Read: Tanzania fuel prices increase

After the changes, a litre of petrol in the commercial capital, Dar es Salaam, now retails at Tsh3,199 ($1.28) from Tsh2,736 ($1.09) the previous month while a litre of diesel costs Tsh2,935 ($1.17) from Tsh2,544 ($1.01).

The price of kerosene increased from Tsh2, 668 ($1.06) to Tsh2, 829 ($1.13) per litre in the same period.

In Kenya, the Energy and Petroleum Regulatory Authority (Epra) left fuel prices unchanged in its latest review period (August 15 to September 14). This is after the government opted to compensate oil marketers at the rate of Ksh7.33 ($0.05) per litre of petrol, Ksh3.59 ($0.02) per litre of diesel and Ksh5.74 ($0.04) per litre of kerosene to cushion consumers.

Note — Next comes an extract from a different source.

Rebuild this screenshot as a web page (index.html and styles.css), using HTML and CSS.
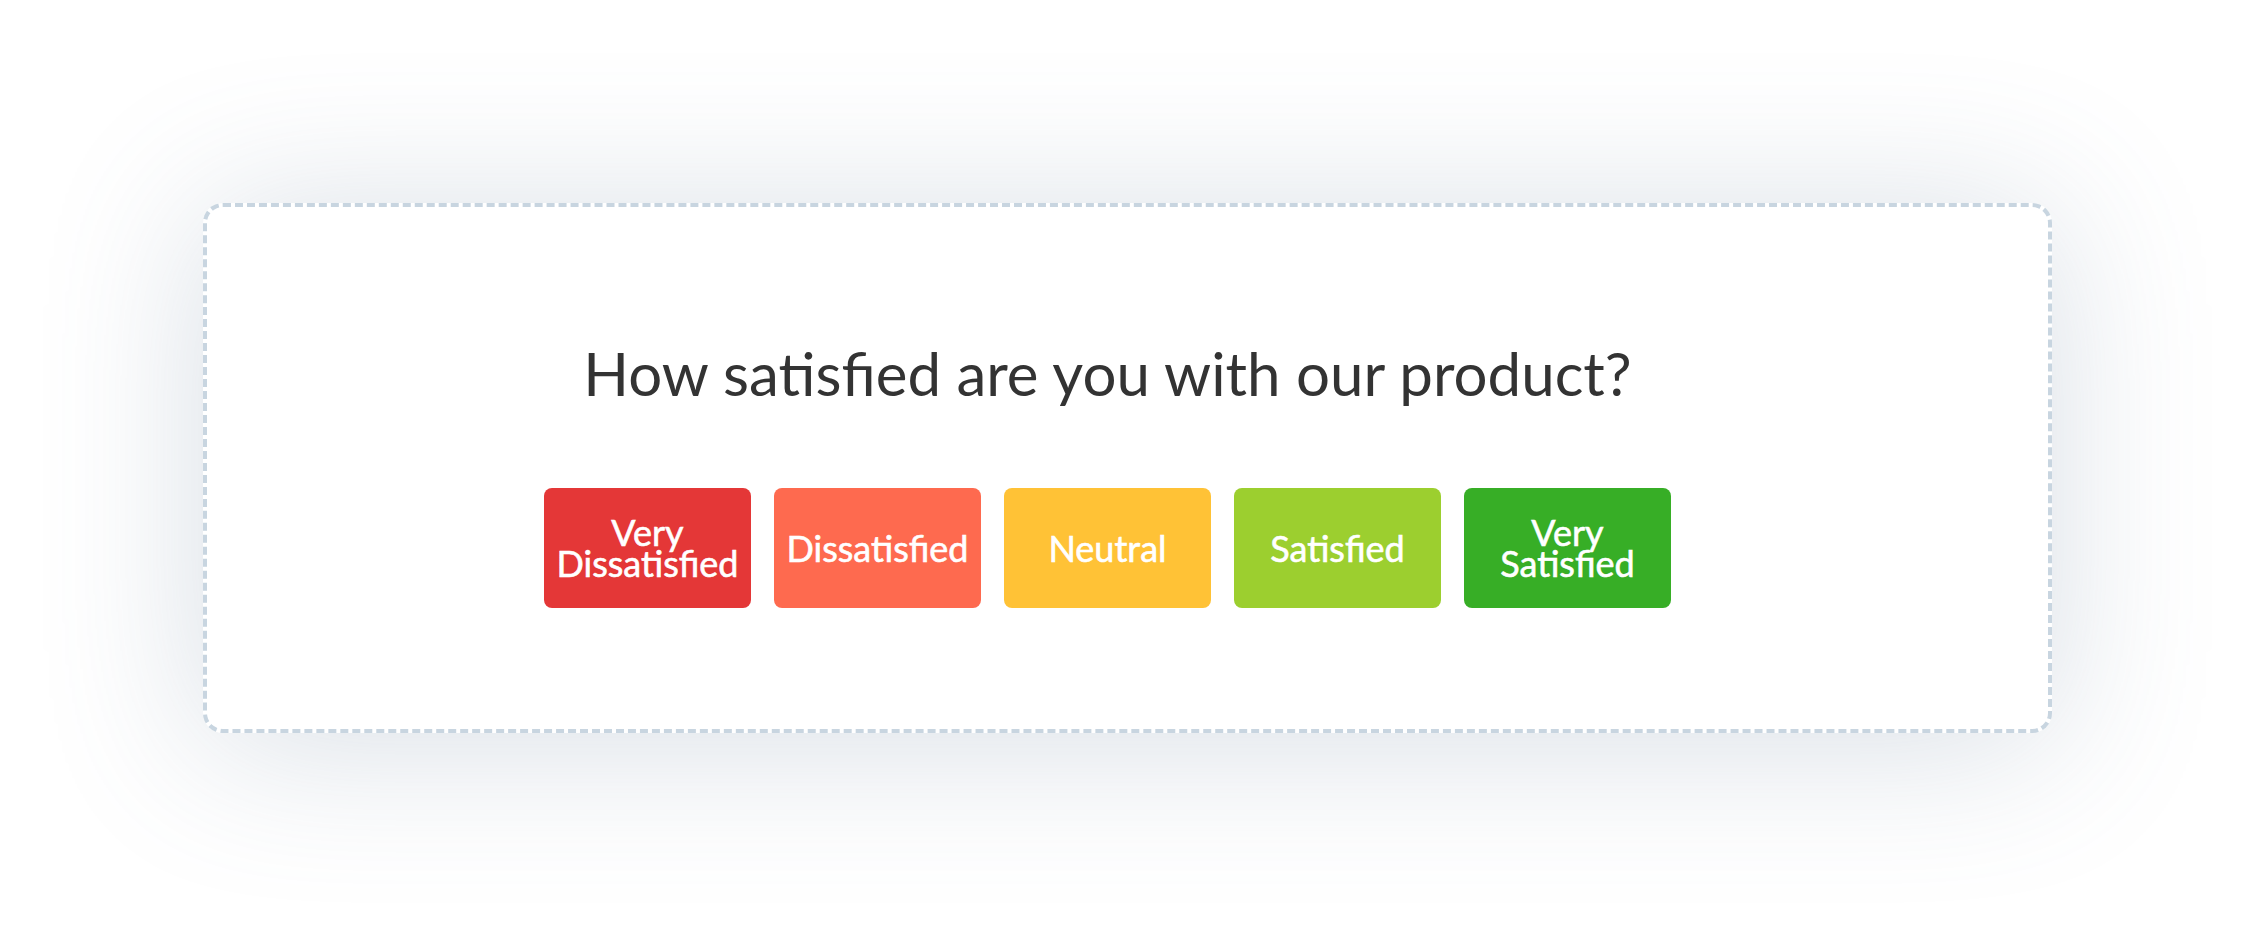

As a result, the price of fuel in Nairobi remained unchanged at Ksh194.68 ($1.35) for petrol, Ksh179.67 ($1.25) for diesel and Ksh169.48 ($1.18) for kerosene.

The oil marketing companies will be compensated from the PDL.

Petroleum pricing in Kenya is done in accordance with the Energy (Petroleum Pricing) Regulations 2010 of Legal Notice No,196 of 2010.

The regulations task Epra to set maximum retail prices for super petrol, diesel and kerosene by location on the 14th day of every month.

In setting prices, Epra uses a formula that takes into account the importation cost of fuel, freight, local transportation, and storage costs, government taxes, and profit margin for oil marketing companies.

However, government taxes constitute over 43 percent of a litre of petrol, over 39 percent of a litre of diesel and over 36 percent of a litre of kerosene, according to a parliamentary inquiry report into the causes of the rising prices of petroleum and petroleum products in Kenya carried out in 2021.

However, with the doubling of VAT on fuel, government taxes on a litre of petrol have jumped by over 50 percent.

Read: Kenyans to pay more for petrol

According to the report the fuel price review done by Epra is the highest in the country since regulations were introduced in December 2010.